The first eat-in at Papa Eddie’s Grill was a tremendous success. On a Tuesday evening, owner Eddie Laster typically fed about 15 or 20 customers. But the Tuesday night we scheduled an eat-in there, well over 200 showed up and were served. Local television station KULR-8 covered the event for the evening news and broadcast live interviews with Eddie and leaders of NIOT Billings. “We did this to show our community that we still stand strong,” Thompson said.
Waiting for the eat-in!Every other Tuesday for the next six weeks, NIOT Billings organized eat-ins at the other vandalized restaurants. NIOT volunteers and board members handed out free brochures and NIOT pins, passed around sign-up sheets for attendees to join our mailing list, and sold brightly-colored painted hands with a heart in the middle of it to raise funds for future NIOT Billings activities. After the second eat-in, a local radio station signed on to the campaign to support the vandalized businesses and ran public service announcements advertising the events. 
Michael Crummet, a board member of NIOT Billings, said the goal of the Eat-ins was not only to support the owners of the vandalized businesses, but also to give residents a chance to take a stand against hate crimes. “This is the positive response we want to have, as a community, to any sort of racist declaration.”
One Billings resident who attended the eat-in with family visiting from out of state said, “I’ve lived here a long time. We are not going to let our town become affected by anybody intimidating our city”.
Lindsay Sanders, a recent graduate from Billings Senior High School, also attended and read a poem she wrote in response to the hateful graffiti called “Sandblasting Our Bricks Clean”:
They paint swastikas just thinking,
not thinking,
that the skin they are showing
covering their lame brains
is better than ours covering our hearts.
That Hitler’s sign is only composed
of sharp, jagged lines.
Corners doing cartwheels,
as innocent as a child’s play,
while they undermine
the real connotation in the middle.
They paint that hate on our bricks
as though this was their town and their right.
As though we are just visiting and their
mentality has been brought in for questioning.
As though they could revive an idea
that was shot down with the KKK when
blood stained their white wedding sheets
they dressed in at night. When truth shone
the light that made their silhouette look so scrawny
under the blood stained white wedding sheets of the KKK.
They paint their selfish lines of graffiti
as though those drops could change our history.
The strife of the black man and the redemption
of the white. The forgiveness on one side upheld
by the acceptance on the other. The band made between
every Caucasian and colored brother. Matin Luther King
and Abraham Lincoln, Obama and Clinton, the blue-eyed Jesus,
and the blue elephant, Ganesha.
They paint against our skin color, differently churches,
neighborhoods and corners, sexual partners, and moralized martyrs.

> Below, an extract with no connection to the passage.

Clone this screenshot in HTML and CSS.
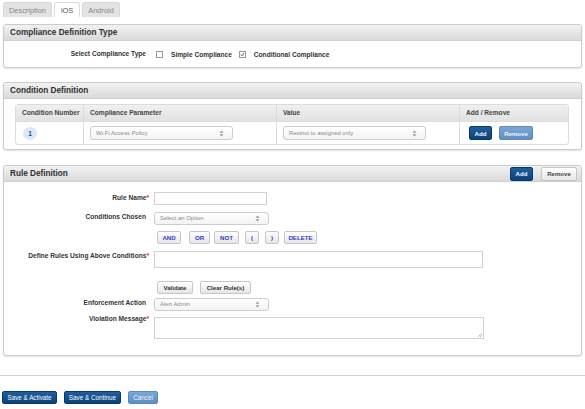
FILE: index.html
```html
<!DOCTYPE html>
<html>
<head>
<meta charset="utf-8">
<link rel="stylesheet" href="styles.css">
</head>
<body>
<div class="page">
  <div class="tabs">
    <div class="tab">Description</div>
    <div class="tab active">iOS</div>
    <div class="tab">Android</div>
  </div>

  <div class="panel p1">
    <div class="panel-head"><span class="title">Compliance Definition Type</span></div>
    <div class="panel-body type-body">
      <div class="label plain">Select Compliance Type</div>
      <div class="choices">
        <span class="cb"></span><span class="choice">Simple Compliance</span>
        <span class="cb checked"><svg width="7" height="7" viewBox="0 0 7 7"><path d="M1.2 3.6 L2.8 5.3 L5.9 1.2" fill="none" stroke="#222" stroke-width="1.1"/></svg></span><span class="choice">Conditional Compliance</span>
      </div>
    </div>
  </div>

  <div class="panel p2">
    <div class="panel-head"><span class="title">Condition Definition</span></div>
    <div class="panel-body cond-body">
      <div class="ctable">
        <div class="th">Condition Number</div>
        <div class="th">Compliance Parameter</div>
        <div class="th">Value</div>
        <div class="th last">Add / Remove</div>
        <div class="td"><span class="num">1</span></div>
        <div class="td"><div class="select sel-param">Wi-Fi Access Policy<svg class="arr" width="5" height="7" viewBox="0 0 5 7"><path d="M2.5 0.5 L4.5 2.8 L0.5 2.8Z M2.5 6.5 L4.5 4.2 L0.5 4.2Z" fill="#999"/></svg></div></div>
        <div class="td"><div class="select sel-param">Restrict to assigned only<svg class="arr" width="5" height="7" viewBox="0 0 5 7"><path d="M2.5 0.5 L4.5 2.8 L0.5 2.8Z M2.5 6.5 L4.5 4.2 L0.5 4.2Z" fill="#999"/></svg></div></div>
        <div class="td last btns"><span class="btn dark b-add">Add</span><span class="btn light b-rem">Remove</span></div>
      </div>
    </div>
  </div>

  <div class="panel p3">
    <div class="panel-head">
      <span class="title">Rule Definition</span>
      <div class="head-btns"><span class="btn dark h-add">Add</span><span class="btn gray h-rem">Remove</span></div>
    </div>
    <div class="panel-body rule-body">
      <div class="row r1">
        <div class="label">Rule Name<span class="req">*</span></div>
        <div class="input i-name"></div>
      </div>
      <div class="row r2">
        <div class="label plain">Conditions Chosen</div>
        <div class="select sel-form">Select an Option<svg class="arr" width="5" height="7" viewBox="0 0 5 7"><path d="M2.5 0.5 L4.5 2.8 L0.5 2.8Z M2.5 6.5 L4.5 4.2 L0.5 4.2Z" fill="#999"/></svg></div>
      </div>
      <div class="row r3">
        <div class="label"></div>
        <div class="logic">
          <span class="btn gray blue w-and">AND</span>
          <span class="btn gray blue w-or">OR</span>
          <span class="btn gray blue w-not">NOT</span>
          <span class="btn gray blue w-par">(</span>
          <span class="btn gray blue w-par">)</span>
          <span class="btn gray blue w-del">DELETE</span>
        </div>
      </div>
      <div class="row r4">
        <div class="label">Define Rules Using Above Conditions<span class="req">*</span></div>
        <div class="input i-define"></div>
      </div>
      <div class="row r5">
        <div class="label"></div>
        <div class="logic">
          <span class="btn gray w-val">Validate</span>
          <span class="btn gray w-clr">Clear Rule(s)</span>
        </div>
      </div>
      <div class="row r6">
        <div class="label plain">Enforcement Action</div>
        <div class="select sel-form">Alert Admin<svg class="arr" width="5" height="7" viewBox="0 0 5 7"><path d="M2.5 0.5 L4.5 2.8 L0.5 2.8Z M2.5 6.5 L4.5 4.2 L0.5 4.2Z" fill="#999"/></svg></div>
      </div>
      <div class="row r7">
        <div class="label">Violation Message<span class="req">*</span></div>
        <div class="input i-msg"><svg class="grip" width="6" height="6" viewBox="0 0 6 6"><path d="M5 1 L1 5 M5 3 L3 5" stroke="#aaa" stroke-width="0.8"/></svg></div>
      </div>
    </div>
  </div>
</div>
<div class="rule-line"></div>
<div class="footer">
  <span class="btn dark f-act">Save &amp; Activate</span>
  <span class="btn dark f-cont">Save &amp; Continue</span>
  <span class="btn light f-can">Cancel</span>
</div>
</body>
</html>
```

FILE: styles.css
```css
* { box-sizing: border-box; }
html, body { margin: 0; padding: 0; background: #fff; }
body { font-family: "Liberation Sans", Arial, sans-serif; color: #333; width: 585px; height: 409px; overflow: hidden; }
.page { padding: 2px 3px 0 3px; }

.tabs { display: flex; gap: 2px; height: 15px; }
.tab { height: 15px; padding: 0 5px; font-size: 7.4px; line-height: 15px; color: #858585; background: #e3e3e3; border: 1px solid #d8d8d8; border-bottom: none; border-radius: 3px 3px 0 0; }
.tab.active { background: #fff; color: #555; border-color: #dcdcdc; padding: 0 6px; }

.panel { border: 1px solid #cbcbcb; border-radius: 3px; background: #fff; box-shadow: 0 1px 2px rgba(0,0,0,0.12); }
.p1 { margin-top: 7px; }
.p2 { margin-top: 14px; }
.p3 { margin-top: 15px; }
.panel-head { height: 16px; display: flex; align-items: center; justify-content: space-between; padding: 0 4px 0 6px; background: linear-gradient(#f2f2f2, #dadada); border-bottom: 1px solid #cfcfcf; border-radius: 3px 3px 0 0; }
.title { font-size: 8.2px; font-weight: bold; color: #2e2e2e; }

.label { width: 145px; text-align: right; font-size: 6.6px; font-weight: bold; color: #333; line-height: 10px; white-space: nowrap; }
.label.plain { padding-right: 3px; }
.req { color: #e03030; }

.type-body { height: 26px; display: flex; align-items: center; }
.choices { display: flex; align-items: center; margin-left: 7px; }
.cb { width: 7px; height: 7px; border: 1px solid #9a9a9a; background: #fff; display: inline-flex; align-items: center; justify-content: center; }
.cb svg { display: block; }
.choice { font-size: 6.6px; font-weight: bold; color: #333; margin: 0 7px 0 8px; }

.cond-body { padding: 5px 12px 4px 11px; }
.ctable { display: grid; grid-template-columns: 68px 193px 183px 1fr; border: 1px solid #dcdcdc; border-radius: 3px; }
.th { height: 17px; line-height: 16px; padding-left: 6px; font-size: 6.6px; font-weight: bold; color: #444; background: linear-gradient(#f0f0f0, #e2e2e2); border-right: 1px solid #dcdcdc; border-bottom: 1px solid #dcdcdc; }
.td { height: 22px; padding-left: 6px; display: flex; align-items: center; border-right: 1px solid #dcdcdc; }
.last { border-right: none; }
.num { width: 14px; height: 13px; border-radius: 50%; background: #dbe8f8; color: #1c4d8c; font-size: 6.6px; font-weight: bold; display: flex; align-items: center; justify-content: center; margin-left: 1px; }

.select { position: relative; height: 13px; border: 1px solid #cdcdcd; border-radius: 3px; background: linear-gradient(#ffffff, #f3f3f3); font-size: 5.9px; color: #8a8a8a; line-height: 11px; padding-left: 5px; }
.arr { position: absolute; right: 8px; top: 2px; }
.sel-param { width: 143px; height: 14px; line-height: 12px; }
.sel-param .arr { top: 3px; }
.sel-form { width: 115px; margin-left: 5px; }

.btn { display: inline-flex; align-items: center; justify-content: center; height: 13px; border-radius: 2px; font-size: 6.1px; font-weight: bold; white-space: nowrap; }
.dark { background: linear-gradient(#1f5f9f, #0b4279); border: 1px solid #08386a; color: #fff; }
.light { background: linear-gradient(#7ba7d6, #5d8fc4); border: 1px solid #5b8ac0; color: #f2f6fb; }
.gray { background: linear-gradient(#ffffff, #e6e6e6); border: 1px solid #c6c6c6; color: #333; }
.blue { color: #3434c8; }

.btns { padding-left: 9px; gap: 7px; }
.b-add { width: 23px; height: 14px; }
.b-rem { width: 34px; height: 14px; }

.head-btns { display: flex; gap: 8px; }
.h-add { width: 23px; height: 14px; }
.h-rem { width: 36px; height: 14px; color: #444; }

.rule-body { padding: 10px 0 16px 0; }
.row { display: flex; align-items: flex-start; }
.r2 { margin-top: 7px; }
.r3 { margin-top: 6px; }
.r4 { margin-top: 7px; }
.r5 { margin-top: 13px; }
.r6 { margin-top: 4px; }
.r7 { margin-top: 6px; }
.r1 .label { margin-top: 1px; }
.r7 .label { margin-top: -3px; }
.input { position: relative; margin-left: 5px; border: 1px solid #d2d2d2; background: #fff; }
.i-name { width: 113px; height: 13px; }
.i-define { width: 329px; height: 17px; }
.i-msg { width: 330px; height: 22px; }
.grip { position: absolute; right: 0; bottom: 0; }
.logic { display: flex; margin-left: 8px; gap: 7px; }
.w-and { width: 24px; }
.w-or { width: 21px; margin-left: 1px; }
.w-not { width: 25px; margin-left: -3px; }
.w-par { width: 14px; margin-left: -1px; }
.w-del { width: 33px; margin-left: -2px; }
.w-val { width: 36px; }
.w-clr { width: 51px; }

.rule-line { margin-top: 19px; height: 1px; background: #d0d0d0; width: 585px; }
.footer { display: flex; gap: 7px; padding: 15px 0 0 2px; }
.footer .btn { height: 13px; font-weight: normal; font-size: 6.3px; }
.f-act { width: 55px; }
.f-cont { width: 57px; }
.f-can { width: 30px; }
```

In four sharp, jagged corners they cut away
our heritage, history, harmony and honor.
With gas masks and bricks, we see a test
presented in four sharp, jagged corners:
Yes you have come this far, but can you make it longer.
And so as Obama says, “yes, we can,” as the King pronounced,
"I have a dream,” and as we say now, “Not in our town.”

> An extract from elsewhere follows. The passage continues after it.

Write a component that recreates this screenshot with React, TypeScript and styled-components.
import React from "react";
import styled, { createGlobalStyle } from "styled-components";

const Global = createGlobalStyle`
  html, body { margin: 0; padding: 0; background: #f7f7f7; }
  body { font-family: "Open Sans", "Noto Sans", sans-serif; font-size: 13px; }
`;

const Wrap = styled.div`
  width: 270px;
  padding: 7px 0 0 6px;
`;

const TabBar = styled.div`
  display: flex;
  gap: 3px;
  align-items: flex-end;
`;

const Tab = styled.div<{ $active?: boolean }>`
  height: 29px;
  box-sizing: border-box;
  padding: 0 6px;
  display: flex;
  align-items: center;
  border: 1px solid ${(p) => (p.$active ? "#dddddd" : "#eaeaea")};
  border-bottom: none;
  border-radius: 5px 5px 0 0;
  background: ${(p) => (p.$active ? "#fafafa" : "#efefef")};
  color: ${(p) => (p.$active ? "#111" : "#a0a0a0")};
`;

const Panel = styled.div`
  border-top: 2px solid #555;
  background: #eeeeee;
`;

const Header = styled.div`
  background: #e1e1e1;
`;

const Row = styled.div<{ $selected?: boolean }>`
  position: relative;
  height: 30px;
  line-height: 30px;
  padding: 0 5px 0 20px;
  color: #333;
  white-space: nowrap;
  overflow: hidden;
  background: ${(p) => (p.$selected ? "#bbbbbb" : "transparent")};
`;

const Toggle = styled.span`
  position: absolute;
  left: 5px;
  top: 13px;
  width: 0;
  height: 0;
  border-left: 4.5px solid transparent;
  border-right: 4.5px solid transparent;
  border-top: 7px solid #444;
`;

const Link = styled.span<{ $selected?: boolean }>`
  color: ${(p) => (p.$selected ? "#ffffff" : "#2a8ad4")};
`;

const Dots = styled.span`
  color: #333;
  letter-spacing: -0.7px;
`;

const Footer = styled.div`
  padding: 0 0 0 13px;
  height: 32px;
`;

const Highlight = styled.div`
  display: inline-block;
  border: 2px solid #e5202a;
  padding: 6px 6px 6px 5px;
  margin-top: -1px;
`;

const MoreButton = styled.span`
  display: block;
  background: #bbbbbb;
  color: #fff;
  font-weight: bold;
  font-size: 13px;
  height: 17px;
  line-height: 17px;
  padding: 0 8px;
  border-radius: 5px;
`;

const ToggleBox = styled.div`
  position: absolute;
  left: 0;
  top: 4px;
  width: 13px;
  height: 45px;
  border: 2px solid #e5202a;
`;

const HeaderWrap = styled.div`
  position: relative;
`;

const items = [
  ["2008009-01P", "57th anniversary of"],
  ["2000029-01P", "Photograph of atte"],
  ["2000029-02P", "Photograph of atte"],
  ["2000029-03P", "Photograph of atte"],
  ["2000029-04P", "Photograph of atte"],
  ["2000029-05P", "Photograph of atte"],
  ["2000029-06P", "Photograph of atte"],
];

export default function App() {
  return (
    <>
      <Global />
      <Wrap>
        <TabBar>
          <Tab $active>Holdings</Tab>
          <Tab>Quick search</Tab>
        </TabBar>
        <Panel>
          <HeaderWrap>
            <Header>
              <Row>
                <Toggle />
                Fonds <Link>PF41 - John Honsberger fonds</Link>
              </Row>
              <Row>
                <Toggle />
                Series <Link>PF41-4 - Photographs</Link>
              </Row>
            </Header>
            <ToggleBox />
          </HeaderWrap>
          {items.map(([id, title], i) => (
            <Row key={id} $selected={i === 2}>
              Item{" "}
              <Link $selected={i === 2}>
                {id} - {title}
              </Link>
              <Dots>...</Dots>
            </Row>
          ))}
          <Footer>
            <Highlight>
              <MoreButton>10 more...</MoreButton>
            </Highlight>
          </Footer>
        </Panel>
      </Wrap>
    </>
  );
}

Not in our town will their paint stay and ideas flourish.
Not in our town will bed sheets be worn as robes.
Not in our town will we remain silent.
No, because in our town we are all Robin Hoods
fighting away spray paint and racial slurs for the greater good.
In our town I don’t have to be black to see mistreatment 
and I don’t have to be white to do something about it.
Together we will sandblast our bricks clean from
that paint. That symbol that they just thinking, not thinking,
not remembering, just remembering that this is our town
and we’ll fight to keep it that way.
“I just want people to know were not all like that,” Sanders said.